BEIRUT (Alliance News) - Russian and Syrian warplanes intensified airstrikes across Syria, a monitoring group said, hours before a ceasefire brokered by Washington and Moscow was to go into effect.
The "cessation of hostilities" deal was scheduled to begin at midnight Damascus time (2200 GMT Friday).
The opposition announced at the last minute that 97 rebel factions have signed up to the ceasefire, and also expressed deep concerns that the truce would be "exploited" by the government.
The head of the Syrian Observatory for Human Rights, Rami Abdel Rahman, told dpa that "planes believed to be Russian have intensified their strikes since midnight on rebel-held posts."
The areas targeted included northern sectors of the coastal province of Latakia, north-western Idlib province, western and northern parts of Aleppo province and the northern outskirts of Hama province.
Abdel Rahman said at least 40 air raids, also believed to be Russian, hit the areas of Ghouta and Douma on the outskirts of the capital Damascus. The southern province of Daraa was also attacked.
The ceasefire agreement excludes Islamic State, Syrian al-Qaeda affiliate the al-Nusra Front and other UN-listed terrorist groups.
In many areas, al-Nusra Front fights alongside rebels, raising the possibility that groups who agreed to adhere to the truce might still be targeted by the Syrian government or Russia.
The leader of al-Nusra Front rejected the truce call and urged rebel groups to "intensify" attacks against the Syrian government, in an address on pro-opposition Orient TV.
Russian President Vladimir Putin said his air force will continue bombing UN-designated terrorist groups in Syria.
The ceasefire "does not include Islamic State, al-Nusra Front and other terrorist organizations recognized as such by the UN Security Council," he said, according to state news agency TASS.
Meanwhile, Syrian President Bashar al-Assad's troops regained control of the sole supply route to government-held areas in the northern city of Aleppo from Islamic State.
"The government troops regained all hills and the key supply route linking Aleppo with the town of Khanasser to its south-east," Abdel Rahman said. Khanasser was the only lifeline to government-held parts of Aleppo.
On Thursday, US President Barack Obama said there were no illusions about the ceasefire and there were many reasons for scepticism.
"If implemented - and that's a significant 'if' - this cessation could reduce the violence and get more food and aid to Syrians who are suffering and desperately need it," he said.

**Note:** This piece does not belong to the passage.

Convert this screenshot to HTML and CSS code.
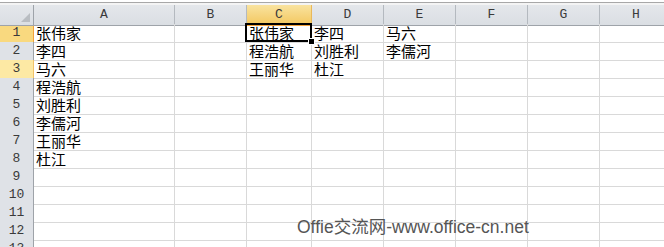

"It could also lead to negotiations on a political settlement to end the civil war so that everybody can focus their attention on destroying [Islamic State]," Obama said, adding that "I want to make totally clear that there will be absolutely no ceasefire with respect to [Islamic State]."
At 2000 GMT, the UN Security Council will hear from UN Syrian envoy Staffan de Mistura, who has indicated that he is planning a new round of peace talks to build on the ceasefire.
A source in the Russian Foreign Ministry said peace negotiations could resume on March 7 in Geneva, according to Interfax news agency.